Reality Check
The Real Price of Your Cloud Storage (Spoiler: It's Not Just $2.99/Month)
The cloud feels magical—limitless storage, frictionless collaboration, instant access from every screen. But every gigabyte is anchored to a data center that burns real electricity, consumes real water, and generates real heat.
When we pretend digital equals weightless, we ignore the environmental and social bill arriving alongside our subscriptions. This is what that bill actually includes.

The Cloud Is a Power Plant in Disguise
Analysts estimate digital activity already accounts for 3–4% of global emissions and could double by 2025. A one-hour binge-watch, 10,000-photo archive, or AI job that churns overnight—all of it sits on racks of servers that never sleep.
Hyperscale facilities demand constant cooling, backup power, and freshwater. They're also clustered in regions with cheaper energy, which often means fossil fuels. Clean UX on the surface, dirty infrastructure underneath.

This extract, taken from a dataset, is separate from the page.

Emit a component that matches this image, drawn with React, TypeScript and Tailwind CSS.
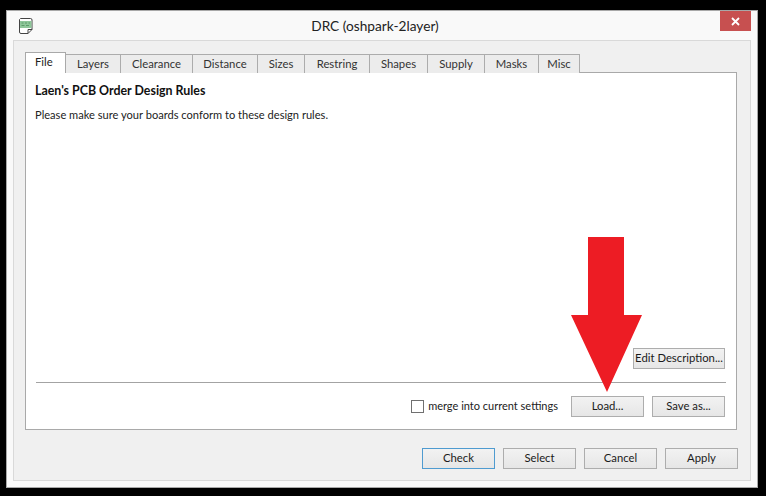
import React from 'react';

const tabs = [
  { label: 'Layers', width: 'w-[55px]' },
  { label: 'Clearance', width: 'w-[72px]' },
  { label: 'Distance', width: 'w-[65px]' },
  { label: 'Sizes', width: 'w-[47px]' },
  { label: 'Restring', width: 'w-[65px]' },
  { label: 'Shapes', width: 'w-[58px]' },
  { label: 'Supply', width: 'w-[57px]' },
  { label: 'Masks', width: 'w-[54px]' },
  { label: 'Misc', width: 'w-[41px]' },
];

const Button: React.FC<{ label: string; className?: string; focused?: boolean }> = ({
  label,
  className = 'w-[73px]',
  focused = false,
}) => (
  <button
    className={`h-[21px] border whitespace-nowrap text-[11.300px] text-[#1a1a1a] bg-gradient-to-b from-[#f2f2f2] to-[#e6e6e6] ${
      focused ? 'border-[#4f9bd0]' : 'border-[#adadad]'
    } ${className}`}
  >
    {label}
  </button>
);

const DocIcon = () => (
  <svg width="16" height="17" viewBox="0 0 16 17" className="block">
    <path d="M2.500 1.500h10a1.500 1.500 0 0 1 1.500 1.500v9.500l-4 4H3a1.500 1.500 0 0 1-1.500-1.500V2.500z" fill="#fff" stroke="#444" strokeWidth="1" />
    <path d="M10 16.500v-4h4" fill="none" stroke="#444" strokeWidth="1" />
    <rect x="2" y="4" width="11.500" height="7" fill="#8fc79a" />
    <path d="M3.500 6h2M7 6h2M10.500 6h1.500M3.500 8.500h3M8 8.500h3" stroke="#5d9a6a" strokeWidth="1" />
  </svg>
);

const RedArrow = () => (
  <svg width="71" height="156" viewBox="0 0 71 156" className="absolute left-[564px] top-[226px]">
    <path d="M17 0h36v78h18L36 155 0 78h17z" fill="#ed1c24" />
  </svg>
);

export default function App() {
  return (
    <div className="w-[766px] h-[496px] bg-black pt-[10px] pl-[6px] overflow-hidden font-['Lato','Liberation_Sans',sans-serif]">
      <div className="relative w-[752px] h-[478px] bg-[#f9f9f9] border border-[#a8a8a8] flex flex-col">
        <div className="h-[29px] flex items-start relative shrink-0">
          <div className="ml-[11px] mt-[6px]">
            <DocIcon />
          </div>
          <div className="absolute left-0 right-[14px] top-[4px] text-center text-[13.700px] leading-[22px] text-[#222]">
            DRC (oshpark-2layer)
          </div>
          <div className="ml-auto mr-[6px] w-[31px] h-[20px] bg-[#c75050] flex items-center justify-center">
            <svg width="9" height="9" viewBox="0 0 9 9">
              <path d="M1 1l7 7M8 1l-7 7" stroke="#fff" strokeWidth="1.800" />
            </svg>
          </div>
        </div>
        <div className="mx-[6px] h-[441px] bg-[#f0f0f0] border border-[#d9d9d9] pt-[11px] pl-[11px] flex flex-col">
          <div className="flex items-end h-[21px] relative z-10">
            <div className="w-[41px] h-[21px] bg-white border border-b-0 border-[#a9a9a9] text-[11.300px] leading-[18px] pl-[9px] text-[#222]">
              File
            </div>
            {tabs.map((tab) => (
              <div
                key={tab.label}
                className={`${tab.width} h-[19px] bg-[#ececec] border-t border-r border-[#acacac] text-[11.300px] leading-[18px] text-center text-[#333]`}
              >
                {tab.label}
              </div>
            ))}
          </div>
          <div className="w-[712px] h-[358px] bg-white border border-[#a9a9a9] -mt-px flex flex-col px-[9px]">
            <div className="mt-[9px] text-[12.400px] leading-[17px] font-bold text-[#111]">Laen's PCB Order Design Rules</div>
            <div className="mt-[8px] text-[11.100px] leading-[16px] text-[#222]">
              Please make sure your boards conform to these design rules.
            </div>
            <div className="mt-auto flex justify-end pr-[2px]">
              <Button label="Edit Description..." className="w-[92px]" />
            </div>
            <div className="mt-[13px] ml-px h-px bg-[#a3a3a3] w-[690px]" />
            <div className="mt-[13px] mb-[12px] flex items-center justify-end gap-[8px] pr-[2px]">
              <label className="flex items-center gap-[4px] mr-[5px] text-[11px] text-[#222]">
                <span className="w-[13px] h-[13px] border border-[#707070] bg-white" />
                merge into current settings
              </label>
              <Button label="Load..." />
              <Button label="Save as..." />
            </div>
          </div>
          <div className="mt-[18px] flex justify-end gap-[8px] pr-[12px]">
            <Button label="Check" focused />
            <Button label="Select" />
            <Button label="Cancel" />
            <Button label="Apply" />
          </div>
        </div>
        <RedArrow />
      </div>
    </div>
  );
}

Waste Piles Up Long Before You Upgrade
E-waste is the fastest-growing waste stream in the world. Laptops, routers, and phones contain rare earth metals and hazardous materials that often end up in landfills or unregulated recycling markets.

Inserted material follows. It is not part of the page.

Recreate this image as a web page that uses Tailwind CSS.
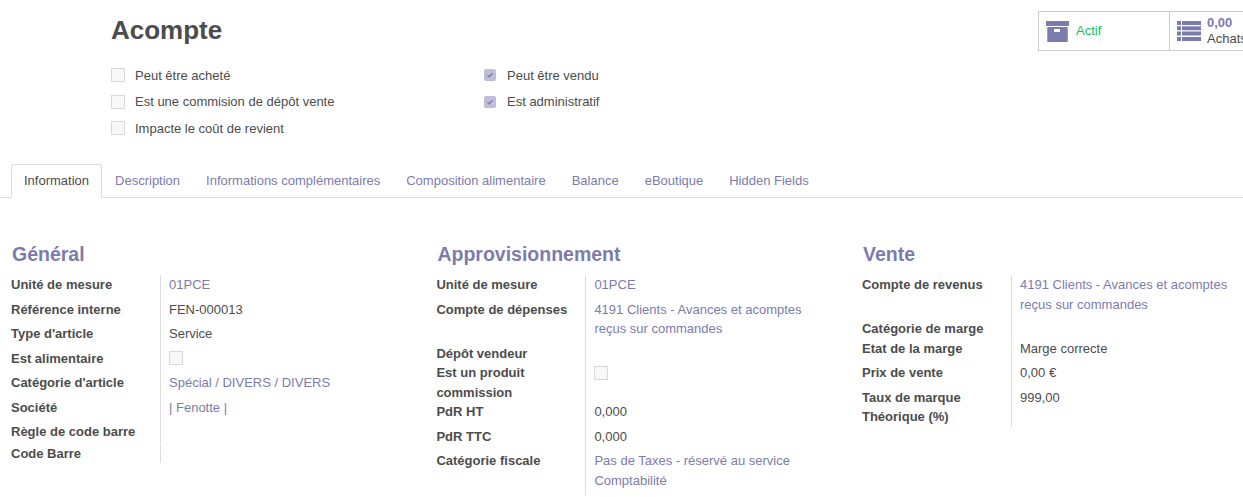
<!DOCTYPE html>
<html lang="fr">
  <head>
    <meta charset="UTF-8" />
    <title>Acompte</title>
    <script src="https://cdn.jsdelivr.net/npm/@tailwindcss/browser@4"></script>
  </head>
  <body class="bg-white h-[497px] w-[1243px] overflow-hidden font-['Liberation_Sans',Arial,sans-serif] text-[13px] leading-[19.5px] text-[#4c4c4c]">
    <!-- Header -->
    <div class="flex justify-between h-[164px]">
      <div class="pl-[111px] pt-[13px]">
        <h1 class="text-[26px] font-bold leading-[34px] text-[#4c4c4c]">Acompte</h1>
        <div class="flex mt-[15px]">
          <div class="w-[373px] flex flex-col">
            <div class="flex items-center h-[26.5px]">
              <span class="w-[14px] h-[14px] border border-[#d9d9d9] bg-[#f8f8f8] mr-[10px]"></span>
              <span>Peut être acheté</span>
            </div>
            <div class="flex items-center h-[26.5px]">
              <span class="w-[14px] h-[14px] border border-[#d9d9d9] bg-[#f8f8f8] mr-[10px]"></span>
              <span>Est une commision de dépôt vente</span>
            </div>
            <div class="flex items-center h-[26.5px]">
              <span class="w-[14px] h-[14px] border border-[#d9d9d9] bg-[#f8f8f8] mr-[10px]"></span>
              <span>Impacte le coût de revient</span>
            </div>
          </div>
          <div class="flex flex-col">
            <div class="flex items-center h-[26.5px]">
              <span class="w-[12px] h-[12px] rounded-[2px] bg-[#bfbdd9] mr-[11px] flex items-center justify-center">
                <svg width="8" height="8" viewBox="0 0 8 8"><path d="M1.5 4.2 3.2 5.8 6.5 2.2" fill="none" stroke="#7c7bad" stroke-width="1.3" /></svg>
              </span>
              <span>Peut être vendu</span>
            </div>
            <div class="flex items-center h-[26.5px]">
              <span class="w-[12px] h-[12px] rounded-[2px] bg-[#bfbdd9] mr-[11px] flex items-center justify-center">
                <svg width="8" height="8" viewBox="0 0 8 8"><path d="M1.5 4.2 3.2 5.8 6.5 2.2" fill="none" stroke="#7c7bad" stroke-width="1.3" /></svg>
              </span>
              <span>Est administratif</span>
            </div>
          </div>
        </div>
      </div>
      <div class="mt-[11px] h-[40px] w-[205px] border border-r-0 border-[#cccccc] flex overflow-hidden shrink-0">
        <div class="w-[131px] shrink-0 border-r border-[#cccccc] flex items-center pl-[7px]">
          <svg width="23" height="21" viewBox="0 0 23 21" class="mr-[7px] shrink-0">
            <path fill="#7c7bad" fill-rule="evenodd" d="M0 0h23v5H0zM1.300 6H21.700V21H1.300zM8 8v3h6V8z" />
          </svg>
          <span class="text-[#20bb5c]">Actif</span>
        </div>
        <div class="flex items-center pl-[7px] whitespace-nowrap">
          <svg width="24" height="20" viewBox="0 0 24 20" class="mr-[6px] shrink-0">
            <path fill="#7c7bad" d="M0 0h4v4H0zM5 0h19v4H5zM0 5.300h4v4H0zM5 5.300h19v4H5zM0 10.600h4v4H0zM5 10.600h19v4H5zM0 16h4v4H0zM5 16h19v4H5z" />
          </svg>
          <div class="leading-[16px]">
            <div class="font-bold text-[#7c7bad]">0,00</div>
            <div>Achats</div>
          </div>
        </div>
      </div>
    </div>

    <!-- Tabs -->
    <div class="flex h-[34px] pl-[11px] border-b border-[#dddddd]">
      <a class="h-[34px] px-[12px] pb-[2px] flex items-center border border-b-0 border-[#dddddd] rounded-t-[3px] bg-white">Information</a>
      <a class="h-[33px] px-[13px] flex items-center text-[#7c7bad]">Description</a>
      <a class="h-[33px] px-[13px] flex items-center text-[#7c7bad]">Informations complémentaires</a>
      <a class="h-[33px] px-[13px] flex items-center text-[#7c7bad]">Composition alimentaire</a>
      <a class="h-[33px] px-[13px] flex items-center text-[#7c7bad]">Balance</a>
      <a class="h-[33px] px-[13px] flex items-center text-[#7c7bad]">eBoutique</a>
      <a class="h-[33px] px-[13px] flex items-center text-[#7c7bad]">Hidden Fields</a>
    </div>

    <!-- Groups -->
    <div class="flex pl-[11px] pt-[42px]">
      <!-- Général -->
      <div class="w-[425.4px] shrink-0">
        <h2 class="text-[19.5px] font-bold leading-[28px] text-[#7c7bad] pl-[1px] mb-[7.2px]">Général</h2>
        <div class="flex"><div class="w-[149px] font-bold pb-[5px]">Unité de mesure</div><div class="w-[255px] border-l border-[#dddddd] pl-[8px] pb-[5px] text-[#7c7bad]">01PCE</div></div>
        <div class="flex"><div class="w-[149px] font-bold pb-[5px]">Référence interne</div><div class="w-[255px] border-l border-[#dddddd] pl-[8px] pb-[5px]">FEN-000013</div></div>
        <div class="flex"><div class="w-[149px] font-bold pb-[5px]">Type d'article</div><div class="w-[255px] border-l border-[#dddddd] pl-[8px] pb-[5px]">Service</div></div>
        <div class="flex"><div class="w-[149px] font-bold pb-[5px]">Est alimentaire</div><div class="w-[255px] border-l border-[#dddddd] pl-[8px] pb-[5px]"><span class="block w-[14px] h-[14px] mt-[2px] border border-[#d9d9d9] bg-[#f8f8f8]"></span></div></div>
        <div class="flex"><div class="w-[149px] font-bold pb-[5px]">Catégorie d'article</div><div class="w-[255px] border-l border-[#dddddd] pl-[8px] pb-[5px] text-[#7c7bad]">Spécial / DIVERS / DIVERS</div></div>
        <div class="flex"><div class="w-[149px] font-bold pb-[5px]">Société</div><div class="w-[255px] border-l border-[#dddddd] pl-[8px] pb-[5px] text-[#7c7bad]">| Fenotte |</div></div>
        <div class="flex"><div class="w-[149px] font-bold pb-[2px]">Règle de code barre</div><div class="w-[255px] border-l border-[#dddddd] pl-[8px] mb-[1px]"></div></div>
        <div class="flex"><div class="w-[149px] font-bold">Code Barre</div><div class="w-[255px] border-l border-[#dddddd] pl-[8px]"></div></div>
      </div>

      <!-- Approvisionnement -->
      <div class="w-[425.6px] shrink-0">
        <h2 class="text-[19.5px] font-bold leading-[28px] text-[#7c7bad] pl-[1px] mb-[7.2px]">Approvisionnement</h2>
        <div class="flex"><div class="w-[149px] font-bold pb-[5px]">Unité de mesure</div><div class="w-[232px] border-l border-[#dddddd] pl-[8px] pb-[5px] text-[#7c7bad]">01PCE</div></div>
        <div class="flex"><div class="w-[149px] font-bold pb-[5px]">Compte de dépenses</div><div class="w-[232px] border-l border-[#dddddd] pl-[8px] pb-[5px] text-[#7c7bad]">4191 Clients - Avances et acomptes reçus sur commandes</div></div>
        <div class="flex"><div class="w-[149px] font-bold">Dépôt vendeur</div><div class="w-[232px] border-l border-[#dddddd] pl-[8px]"></div></div>
        <div class="flex"><div class="w-[149px] font-bold">Est un produit commission</div><div class="w-[232px] border-l border-[#dddddd] pl-[8px]"><span class="block w-[14px] h-[14px] mt-[3px] border border-[#d9d9d9] bg-[#f8f8f8]"></span></div></div>
        <div class="flex"><div class="w-[149px] font-bold pb-[5px]">PdR HT</div><div class="w-[232px] border-l border-[#dddddd] pl-[8px] pb-[5px]">0,000</div></div>
        <div class="flex"><div class="w-[149px] font-bold pb-[5px]">PdR TTC</div><div class="w-[232px] border-l border-[#dddddd] pl-[8px] pb-[5px]">0,000</div></div>
        <div class="flex"><div class="w-[149px] font-bold pb-[5px]">Catégorie fiscale</div><div class="w-[232px] border-l border-[#dddddd] pl-[8px] pb-[5px] text-[#7c7bad]">Pas de Taxes - réservé au service Comptabilité</div></div>
      </div>

      <!-- Vente -->
      <div class="w-[381px] shrink-0">
        <h2 class="text-[19.5px] font-bold leading-[28px] text-[#7c7bad] pl-[1px] mb-[7.2px]">Vente</h2>
        <div class="flex"><div class="w-[149px] font-bold pb-[5px]">Compte de revenus</div><div class="w-[232px] border-l border-[#dddddd] pl-[8px] pb-[5px] text-[#7c7bad]">4191 Clients - Avances et acomptes reçus sur commandes</div></div>
        <div class="flex"><div class="w-[149px] font-bold">Catégorie de marge</div><div class="w-[232px] border-l border-[#dddddd] pl-[8px]"></div></div>
        <div class="flex"><div class="w-[149px] font-bold pb-[5px]">Etat de la marge</div><div class="w-[232px] border-l border-[#dddddd] pl-[8px] pb-[5px]">Marge correcte</div></div>
        <div class="flex"><div class="w-[149px] font-bold pb-[5px]">Prix de vente</div><div class="w-[232px] border-l border-[#dddddd] pl-[8px] pb-[5px]">0,00 €</div></div>
        <div class="flex"><div class="w-[149px] font-bold">Taux de marque Théorique (%)</div><div class="w-[232px] border-l border-[#dddddd] pl-[8px]">999,00</div></div>
      </div>
    </div>
  </body>
</html>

Cryptocurrency raises the stakes further. Bitcoin mining uses more electricity than some countries, while proof-of-work NFTs and memecoins continue to spike energy demand without delivering equivalent societal value.

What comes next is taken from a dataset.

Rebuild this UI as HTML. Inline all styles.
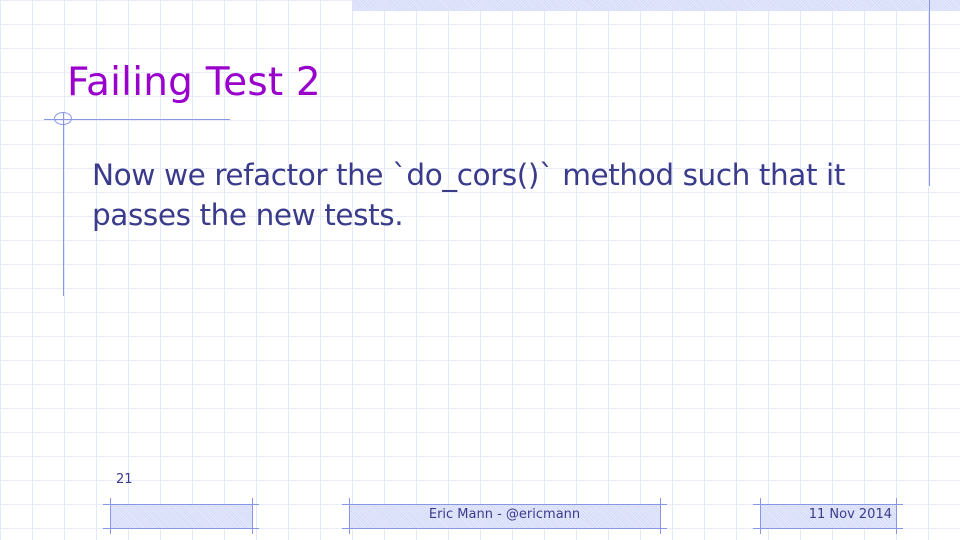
<!DOCTYPE html>
<html><head><style>
body{margin:0;width:960px;height:540px;overflow:hidden;position:relative;font-family:"DejaVu Sans","Liberation Sans",sans-serif;
background-color:#fff;
background-image:linear-gradient(to right,#e4e8fb 1px,transparent 1px),linear-gradient(to bottom,#e8ecfd 1px,transparent 1px);
background-size:32px 24px;background-position:0 0,0 0;}
.pat{position:absolute;background-color:#d3daf8;background-image:repeating-linear-gradient(45deg,#e6eafc 0 1px,transparent 1px 2px);}
.ln{position:absolute;background:#8896e8;}
.t{position:absolute;white-space:nowrap;}
.ft{position:absolute;font-family:"Comic Sans MS","DejaVu Sans",sans-serif;font-size:13px;color:#3b3b8c;}
</style></head><body>
<div class="pat" style="left:352px;top:0;width:608px;height:11px"></div>
<div class="ln" style="left:929px;top:0;width:1px;height:186px"></div>
<div class="t" style="left:67px;top:60px;font-size:39px;color:#9900cc;letter-spacing:0.2px">Failing Test 2</div>
<div class="ln" style="left:44px;top:119px;width:186px;height:1px"></div>
<div class="ln" style="left:63px;top:112px;width:1px;height:184px"></div>
<div style="position:absolute;left:54px;top:112px;width:18px;height:13px;border:1px solid #8896e8;border-radius:50%;box-sizing:border-box"></div>
<div class="t" style="left:92px;top:155px;font-size:29.5px;color:#3b3b8c;line-height:40px;letter-spacing:-0.42px">Now we refactor the `do_cors()` method such that it<br>passes the new tests.</div>
<div class="t" style="left:116px;top:472px;font-size:13px;color:#3b3b8c">21</div>

<div class="pat" style="left:110px;top:504px;width:142px;height:24px"></div>
<div class="ln" style="left:103px;top:504px;width:156px;height:1px"></div>
<div class="ln" style="left:103px;top:528px;width:156px;height:1px"></div>
<div class="ln" style="left:110px;top:498px;width:1px;height:36px"></div>
<div class="ln" style="left:252px;top:498px;width:1px;height:36px"></div>

<div class="pat" style="left:349px;top:504px;width:311px;height:24px"></div>
<div class="ln" style="left:342px;top:504px;width:325px;height:1px"></div>
<div class="ln" style="left:342px;top:528px;width:325px;height:1px"></div>
<div class="ln" style="left:349px;top:498px;width:1px;height:36px"></div>
<div class="ln" style="left:660px;top:498px;width:1px;height:36px"></div>
<div class="ft" style="left:349px;width:311px;top:507px;text-align:center">Eric Mann - @ericmann</div>

<div class="pat" style="left:760px;top:504px;width:136px;height:24px"></div>
<div class="ln" style="left:753px;top:504px;width:150px;height:1px"></div>
<div class="ln" style="left:753px;top:528px;width:150px;height:1px"></div>
<div class="ln" style="left:760px;top:498px;width:1px;height:36px"></div>
<div class="ln" style="left:896px;top:498px;width:1px;height:36px"></div>
<div class="ft" style="left:760px;width:132px;top:507px;text-align:right">11 Nov 2014</div>
</body></html>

The Privacy Tab Nobody Reads
Free services monetize you twice—first by selling targeted access to your behavior, then by storing the data in perpetuity. Every additional replica, analytics job, and third-party integration multiplies the footprint.
Transparency is rare. Users rarely know where their information lives, how long it sticks around, or what safeguards exist if a provider cuts corners on energy sourcing or security.
What Responsible Tech Use Looks Like
- Audit your storage. Delete duplicates. Archive locally. Choose providers with renewable energy commitments.
- Stretch device lifespans. Repair before you replace and support right-to-repair legislation.
- Triage AI workloads. Run heavy jobs during off-peak hours or on greener clouds. Question whether you really need another always-on automation.
- Insist on transparency. Ask vendors for emissions data, water usage metrics, and data retention policies.
Technology isn't the villain. Complacency is. Treat the cloud like a physical resource, and you can still enjoy the convenience without pretending the costs don't exist.